My thought is that volatile write is acting as "_WriteBarrier" intrinsic.
complied in VC8 ( /Ox /Oi /GL /D "WIN32" /D "NDEBUG" /FD /EHsc /MD /Fo"Asm\\" /c /Wp64 /Zi /TP /errorReportrompt ) the output asm file reads like this
mov DWORD PTR testloc1__3HA, eax ; testloc1 = x : this shoud be optimized away.
mov DWORD PTR testloc1__3HA, eax ; testloc1 = x : compiler reordered as write-release allows
mov DWORD PTR testloc2__3HC, eax ; testloc2 = x
add eax, 2
mov DWORD PTR testloc1__3HA, eax ; ++ ++ testloc1 : compiler reordered, moved up
mov eax, 1
mov DWORD PTR testloc2__3HC, ecx ; testloc2 = y
add DWORD PTR testloc2__3HC, eax ; ++ testloc2
add DWORD PTR testloc2__3HC, eax ; ++ testloc2
I have very little idea how the CPU will reorder this code in run time, but it seems to me that compiler is doing some reordering based on volatile write as _WriteBarrier. MSDN and intel manuals state that write-reorder is very unlikely in x86, unless there some alignment issue, please correct me I'm wrong. CPU will write as the assembly code order.

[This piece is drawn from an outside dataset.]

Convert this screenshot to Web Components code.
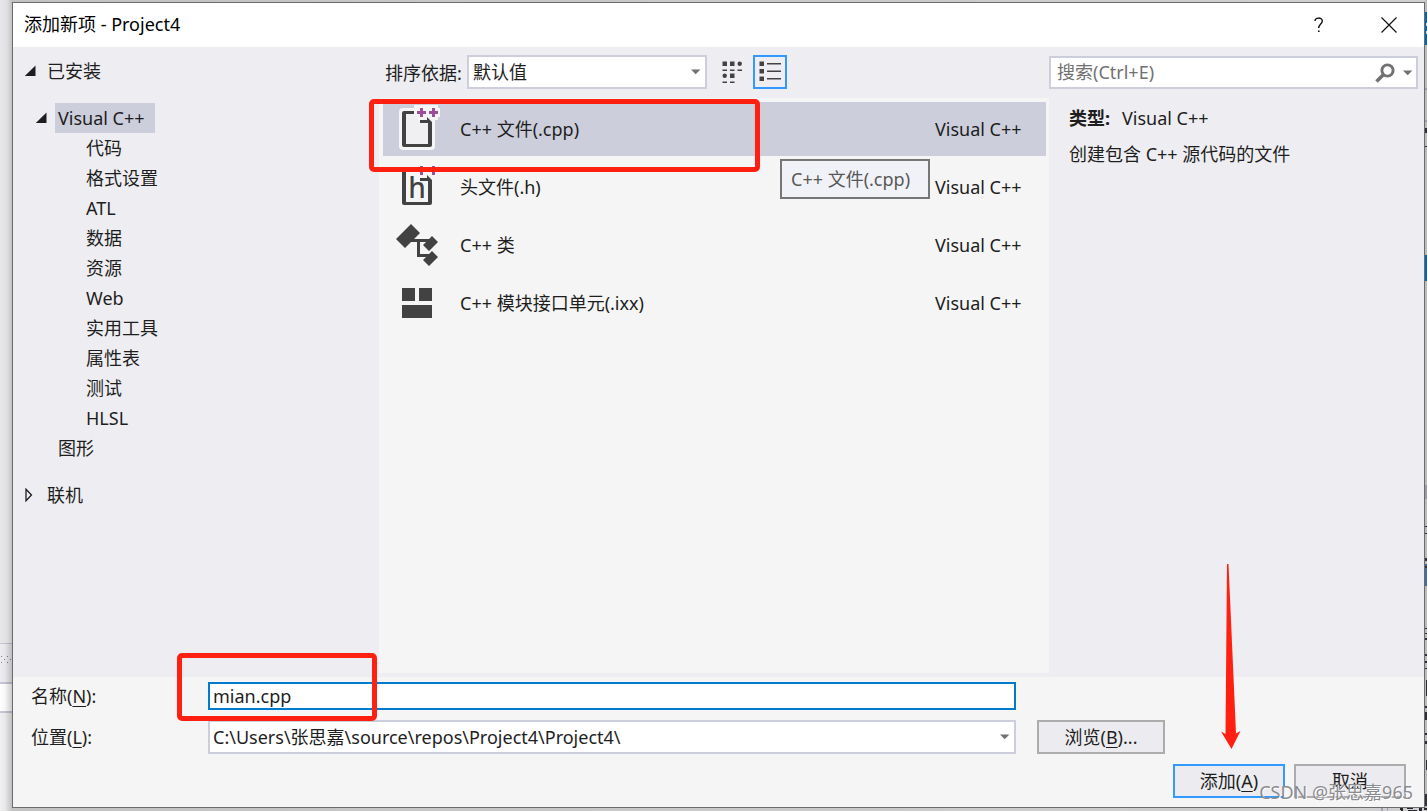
<!DOCTYPE html>
<html lang="zh-CN">
<head>
<meta charset="utf-8">
<title>添加新项 - Project4</title>
<style>
  body {
    margin: 0;
    font: 18px/30px "Noto Sans", "Noto Sans CJK SC", sans-serif;
    color: #1e1e1e;
  }
</style>
</head>
<body>
<vs-desktop>
  <vs-dialog heading="添加新项 - Project4">
    <vs-tree slot="nav">
      <vs-tree-item level="0" state="open">已安装</vs-tree-item>
      <vs-tree-item level="1" state="open" selected class="first">Visual C++</vs-tree-item>
      <vs-tree-item level="2">代码</vs-tree-item>
      <vs-tree-item level="2">格式设置</vs-tree-item>
      <vs-tree-item level="2">ATL</vs-tree-item>
      <vs-tree-item level="2">数据</vs-tree-item>
      <vs-tree-item level="2">资源</vs-tree-item>
      <vs-tree-item level="2">Web</vs-tree-item>
      <vs-tree-item level="2">实用工具</vs-tree-item>
      <vs-tree-item level="2">属性表</vs-tree-item>
      <vs-tree-item level="2">测试</vs-tree-item>
      <vs-tree-item level="2">HLSL</vs-tree-item>
      <vs-tree-item level="1">图形</vs-tree-item>
      <vs-tree-item level="0" state="closed" class="first">联机</vs-tree-item>
    </vs-tree>
    <vs-toolbar slot="main"></vs-toolbar>
    <vs-template-list slot="main">
      <vs-template icon="cpp" kind="Visual C++" selected>C++ 文件(.cpp)</vs-template>
      <vs-template icon="header" kind="Visual C++">头文件(.h)</vs-template>
      <vs-template icon="class" kind="Visual C++">C++ 类</vs-template>
      <vs-template icon="module" kind="Visual C++">C++ 模块接口单元(.ixx)</vs-template>
      <vs-tooltip slot="overlay">C++ 文件(.cpp)</vs-tooltip>
    </vs-template-list>
    <vs-details slot="side" kind="Visual C++">创建包含 C++ 源代码的文件</vs-details>
    <vs-item-form slot="footer"></vs-item-form>
  </vs-dialog>
</vs-desktop>

<script>
const define = (name, html, setup) => {
  const template = document.createElement('template');
  template.innerHTML = html;
  customElements.define(name, class extends HTMLElement {
    constructor() {
      super();
      this.attachShadow({ mode: 'open' }).append(template.content.cloneNode(true));
    }
    connectedCallback() { if (setup) setup(this, this.shadowRoot); }
  });
};

const controls = `
  *, *::before, *::after { box-sizing: border-box; }
  svg { display: block; }
  input, select, button { font: inherit; color: inherit; margin: 0; border-radius: 0; outline: none; }
  input, select { background: #fff; border: 2px solid #cccedb; padding: 0 4px; width: 100%; min-width: 0; appearance: none; }
  .combo { display: grid; grid-template-columns: minmax(0, 1fr) 16px; align-items: center; }
  .combo > select { grid-area: 1 / 1 / 2 / 3; height: 34px; }
  .combo > svg { grid-area: 1 / 2; pointer-events: none; }
`;
const caret = `<svg width="10" height="6" viewBox="0 0 10 6" aria-hidden="true"><path d="M0 .5H9.400L4.700 5.300Z" fill="#717171"/></svg>`;

/* The editor windows that stay visible round the dialog's edges. */
define('vs-desktop', `
  <style>
    :host {
      display: flex; box-sizing: border-box; min-height: 100vh; position: relative;
      padding: 2px 2px 3px 12px; overflow: hidden;
      background: linear-gradient(90deg, #e8e8ec 0, #e0e0e3 7px, #c2c2c5 12px, #d0d0d3 100%);
    }
    .left { position: absolute; left: 0; top: 643px; width: 12px; height: 168px; }
    .right { position: absolute; right: 0; top: 0; width: 2px; height: 811px; }
    .bottom { position: absolute; right: 0; bottom: 0; width: 60px; height: 3px; }
    ::slotted(*) { flex: 1; position: relative; }
  </style>
  <svg class="left" viewBox="0 0 12 168" aria-hidden="true">
    <defs><linearGradient id="s"><stop offset="0" stop-opacity="0"/><stop offset=".4" stop-opacity=".03"/><stop offset="1" stop-opacity=".2"/></linearGradient></defs>
    <path d="M0 0H12V40H0z" fill="#eeeef2"/><path d="M0 40H12V68H0z" fill="#fff"/><path d="M0 70H12V168H0z" fill="#f0f0f2"/>
    <path d="M0 0H12V1H0zM0 39H12V41H0zM0 68H12V70H0z" fill="#c5c7d6"/>
    <path d="M1 13h1v1h-1zM1 19h1v1h-1zM4 16h1v1h-1zM7 13h1v1h-1zM7 19h1v1h-1zM10 16h1v1h-1z" fill="#808084"/>
    <path d="M0 0H12V168H0z" fill="url(#s)"/>
  </svg>
  <svg class="right" viewBox="0 0 2 811" aria-hidden="true">
    <path d="M0 0H2V811H0z" fill="#bcbcbc"/>
    <path d="M0 12H2V45H0zM0 255H2V281H0z" fill="#0068ad"/>
    <path d="M0 564H2V586H0z" fill="#4a6da0"/>
    <path d="M1 23h1v3h-1zM1 31h1v3h-1z" fill="#d0e4f2"/>
    <path d="M0 128H2V133H0zM0 146H2V147H0zM0 526H2V527H0zM0 533H2V534H0zM0 558H2V561H0zM0 566H2V568H0zM0 628H2V629H0zM0 633H2V634H0zM0 638H2V640H0zM0 654H2V656H0zM0 661H2V663H0zM0 668H2V669H0zM1 680H2V696H1zM0 706H2V708H0zM0 712H2V720H0zM0 733H2V735H0zM0 741H2V744H0zM1 760H2V770H1zM0 794H2V806H0z" fill="#303038"/>
    <path d="M0 88H2V90H0zM0 120H2V122H0zM0 485H2V499H0z" fill="#9c9ca4"/>
  </svg>
  <svg class="bottom" viewBox="0 0 60 3" aria-hidden="true">
    <path d="M14 0h2v3h-2zM20 0h1v3h-1z" fill="#a0a1ae"/>
    <path d="M33 0h3v3h-2v-1h-1zM40 0h6v1h-6zM41 2h9v1h-9zM52 0h3v3h-3zM57 0h3v2h-3z" fill="#28282c"/>
  </svg>
  <slot></slot>
`);

define('vs-dialog', `
  <style>${controls}
    :host { display: flex; flex-direction: column; box-sizing: border-box; min-width: 0; border: 1px solid #6b6b6b; background: #eeeef2; }
    header { display: flex; align-items: flex-start; height: 44px; padding-left: 11px; background: #fff; color: #000; }
    h1 { flex: 1; margin: 0; font-size: 18px; line-height: 42px; font-weight: 400; }
    header button { display: grid; place-items: center; width: 70px; height: 44px; border: 0; padding: 0; background: none; }
    .panes { flex: 1; display: grid; grid-template-columns: 366px minmax(0, 1fr) 375px; }
    .main { display: flex; flex-direction: column; padding-bottom: 4px; min-width: 0; }
    .main ::slotted(vs-template-list) { flex: 1; }
  </style>
  <header>
    <h1></h1>
    <button aria-label="帮助"><svg width="10" height="16" viewBox="0 0 10 16" fill="none" stroke="#111" stroke-width="1.400"><path d="M1 4C1 .2 8.300 0 8.300 4C8.300 7 4.700 7 4.700 11"/><path d="M4 13.500h1.600v1.600H4z" fill="#111" stroke="none"/></svg></button>
    <button aria-label="关闭"><svg width="16" height="16" viewBox="0 0 16 16" fill="none" stroke="#111" stroke-width="1.200"><path d="M.5 .5L15.500 15.500M15.500 .5L.5 15.500"/></svg></button>
  </header>
  <div class="panes">
    <slot name="nav"></slot>
    <div class="main"><slot name="main"></slot></div>
    <slot name="side"></slot>
  </div>
  <slot name="footer"></slot>
`, (host, root) => { root.querySelector('h1').textContent = host.getAttribute('heading'); });

define('vs-tree', `
  <style>
    :host { display: block; padding-top: 9px; }
    ::slotted(.first) { margin-top: 17px; }
  </style>
  <slot></slot>
`, host => host.setAttribute('role', 'tree'));

define('vs-tree-item', `
  <style>
    :host { display: flex; align-items: center; gap: 8px; height: 30px; padding-left: 11px; }
    :host([level="1"]) { padding-left: 22px; }
    :host([level="2"]) { padding-left: 50px; }
    svg { width: 12px; height: 14px; }
    path { display: none; }
    :host([state="open"]) .open, :host([state="closed"]) .closed { display: block; }
    span { padding: 0 10px 0 3px; }
    :host([selected]) span { background: #cccedb; }
  </style>
  <svg viewBox="0 0 12 14" aria-hidden="true">
    <path class="open" d="M11.500 1.500V12H.8Z" fill="#1e1e1e"/>
    <path class="closed" d="M2 1.200L7.500 7L2 12.800Z" fill="none" stroke="#1e1e1e" stroke-width="1.300"/>
  </svg>
  <span><slot></slot></span>
`, host => host.setAttribute('role', 'treeitem'));

define('vs-toolbar', `
  <style>${controls}
    :host { display: flex; align-items: flex-start; height: 51px; box-sizing: border-box; padding: 8px 0 0 6px; }
    label { width: 82px; line-height: 36px; white-space: nowrap; }
    .combo { width: 240px; margin-right: 8px; }
    button { width: 34px; height: 34px; padding: 0; border: 2px solid transparent; background: none; margin-right: 4px; }
    button[aria-pressed="true"] { border-color: #3399ff; }
  </style>
  <label for="sort">排序依据:</label>
  <div class="combo"><select id="sort"><option>默认值</option></select>${caret}</div>
  <button aria-label="中等图标" aria-pressed="false"><svg width="30" height="30" viewBox="0 0 30 30" fill="#424242">
    <path d="M5.500 4.500H10V9H5.500zM13 4.500H17.500V9H13zM13 16.500H17.500V21H13zM5.500 12.500H10V14H5.500zM13 12.500H17.500V14H13zM20.500 12.500H25V14H20.500zM5.500 24.500H10V26H5.500zM13 24.500H17.500V26H13z"/>
    <circle cx="22.700" cy="6.800" r="2.200"/><circle cx="7.700" cy="18.700" r="2.200"/></svg></button>
  <button aria-label="小图标" aria-pressed="true"><svg width="30" height="30" viewBox="0 0 30 30" fill="#424242">
    <path d="M4.500 4.500H9V9H4.500zM4.500 12H9V16.500H4.500zM4.500 19.500H9V24H4.500zM12 6H26V7.500H12zM12 13.500H26V15H12zM12 21H26V22.500H12z"/></svg></button>
`);

define('vs-template-list', `
  <style>
    :host { display: flex; flex-direction: column; gap: 4px; box-sizing: border-box; padding: 4px 3px 4px 4px; background: #f5f5f5; position: relative; }
    .mark { position: absolute; box-sizing: border-box; left: -10px; top: 1px; width: 391px; height: 73px; border: 5px solid #ff2012; border-radius: 5px; pointer-events: none; }
  </style>
  <slot></slot>
  <slot name="overlay"></slot>
  <div class="mark"></div>
`, host => host.setAttribute('role', 'listbox'));

const plus = `<path d="M25 6h3v3h3v3h-3v3h-3v-3h-3v-3h3zM37 6h3v3h3v3h-3v3h-3v-3h-3v-3h3z" fill="#9b4f96"/>`;
const sheet = `<path d="M9 9H19V12H11V42H33V21H25V18H32V15L37 20V43Q37 45 35 45H9Q7 45 7 43V11Q7 9 9 9Z" fill="#424242"/>`;
const icons = {
  cpp: `<path d="M8 6H19V3H45V18H40V44Q40 48 36 48H8Q4 48 4 44V10Q4 6 8 6Z" fill="#f5f5f5"/><path d="M43 3h3v3h-3zM43 15h3v3h-3z" fill="#cccedb"/><path d="M11 12H21L24 20L33 22V42H11Z" fill="#f0eff1"/>${sheet}${plus}`,
  header: `${sheet}${plus}<text x="22" y="38" text-anchor="middle" font-size="28" font-weight="500" fill="#424242">h</text>`,
  class: `<path d="M15 21H36V24H25V36H34V39H22V24H15Z"/><path d="M16 6L25 15L10 30L1 21ZM37 18L43 24L34 33L28 27ZM37 33L43 39L34 48L28 42Z"/>`,
  module: `<path d="M7 12H20V25H7ZM24 12H37V25H24ZM7 29H37V42H7Z"/>`
};

define('vs-template', `
  <style>
    :host { display: grid; grid-template-columns: 48px minmax(0, 1fr) 111px; align-items: center; height: 54px; padding-left: 12px; }
    :host([selected]) { background: #cccedb; }
    svg { display: block; width: 48px; height: 54px; fill: #424242; }
    .name { padding-left: 17px; }
  </style>
  <svg viewBox="0 0 48 54" aria-hidden="true"></svg>
  <span class="name"><slot></slot></span>
  <span class="kind"></span>
`, (host, root) => {
  host.setAttribute('role', 'option');
  root.querySelector('svg').innerHTML = icons[host.getAttribute('icon')];
  root.querySelector('.kind').textContent = host.getAttribute('kind');
});

define('vs-tooltip', `
  <style>
    :host { position: absolute; right: 119px; top: 61px; width: 150px; height: 40px; box-sizing: border-box; padding-left: 9px;
      border: 2px solid #767676; background: #f1f2f7; color: #575757; line-height: 36px; white-space: nowrap; }
  </style>
  <slot></slot>
`, host => host.setAttribute('role', 'tooltip'));

define('vs-details', `
  <style>${controls}
    :host { display: block; padding: 9px 6px 0 0; }
    .search { display: grid; grid-template-columns: minmax(0, 1fr) 28px 15px; align-items: center; margin-bottom: 11px; }
    .search input { grid-area: 1 / 1 / 2 / 4; height: 33px; padding: 0 44px 1px 6px; }
    input::placeholder { color: #717171; opacity: 1; }
    .search .glass { grid-area: 1 / 2; }
    .search .glass + svg { grid-area: 1 / 3; }
    p { margin: 0 0 0 20px; line-height: 36px; }
    b { display: inline-block; width: 53px; }
  </style>
  <div class="search">
    <input type="text" placeholder="搜索(Ctrl+E)" aria-label="搜索">
    <svg class="glass" width="20" height="20" viewBox="0 0 20 20" fill="none" stroke="#717171" aria-hidden="true"><circle cx="12.500" cy="7.500" r="5.600" stroke-width="2.900"/><path d="M8.300 11.700L1.500 18.500" stroke-width="3.600"/></svg>
    ${caret}
  </div>
  <p><b>类型:</b><span class="kind"></span></p>
  <p><slot></slot></p>
`, (host, root) => { root.querySelector('.kind').textContent = host.getAttribute('kind'); });

define('vs-item-form', `
  <style>${controls}
    :host { display: block; position: relative; background: #f5f5f5; }
    form { display: grid; grid-template-columns: 177px minmax(0, 1fr) 149px 241px; grid-template-rows: 28px 34px 34px; row-gap: 10px;
      align-items: center; padding: 5px 18px 9px; }
    u { text-underline-offset: 3px; text-decoration-thickness: 1px; }
    #name { height: 28px; padding: 0 3px; border-color: #007acc; grid-column: 2; }
    .combo { grid-column: 2; }
    .combo select { padding: 0 3px; }
    button { height: 34px; padding: 0; background: #ececf0; border: 2px solid #acacac; }
    .browse { width: 128px; margin-left: 21px; }
    .actions { grid-column: 1 / 5; display: flex; justify-content: flex-end; gap: 9px; }
    .actions button { width: 112px; }
    .actions .add { border-color: #3399ff; }
    .mark { position: absolute; left: 164px; top: -24px; width: 200px; height: 68px; border: 5px solid #ff2012; border-radius: 5px; pointer-events: none; }
    .arrow { position: absolute; right: 183px; top: -114px; pointer-events: none; }
    .credit { position: absolute; right: 11px; bottom: 0; color: #8c8c90; text-shadow: 1px 1px 0 #fff; white-space: nowrap; pointer-events: none; }
  </style>
  <form>
    <label for="name">名称(<u>N</u>):</label>
    <input id="name" type="text" value="mian.cpp">
    <label for="place" style="grid-column: 1">位置(<u>L</u>):</label>
    <div class="combo"><select id="place"><option>C:\\Users\\张思嘉\\source\\repos\\Project4\\Project4\\</option></select>${caret}</div>
    <button type="button" class="browse">浏览(<u>B</u>)...</button>
    <div class="actions">
      <button type="button" class="add">添加(<u>A</u>)</button>
      <button type="button">取消</button>
    </div>
  </form>
  <div class="mark"></div>
  <svg class="arrow" width="20" height="186" viewBox="0 0 20 186" aria-hidden="true"><path d="M6 1H7.500L15 170.500L19.500 168L10.500 186L0 168.500L4.500 171Z" fill="#ff2012"/></svg>
  <span class="credit">CSDN @张思嘉965</span>
`);
</script>
</body>
</html>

Read can be the real problem as though the compiler will ensure that volatile read or _ReadBarrier acts as read-acquire sematics, but the CPU will not. <- I'm not so sure about this.
Mag pie wrote:
Compiler is allowed to optimize away "testloc1 = x;" statement, as the statement is useless.
Well my point still stands if you still make both testloc's volatile.
Mag pie wrote:
My thought is that volatile write is acting as "_WriteBarrier" intrinsic.
As did the original poster.
Mag pie wrote:
I have very little idea how the CPU will reorder this code in run time, but it seems to me that compiler is doing some reordering based on volatile write as _WriteBarrier. MSDN and intel manuals state that write-reorder is very unlikely in x86, unless there some alignment issue, please correct me I'm wrong. CPU will write as the assembly code order.
Write-reordering is illegal. Reads are allowed to move ahead of writes (granted that they aren't targetting the same address), and speculative reads are also allowed.
I think we're repeating ourselves, though, so I suggest we let this thread stay dead until the chipset people have spoken.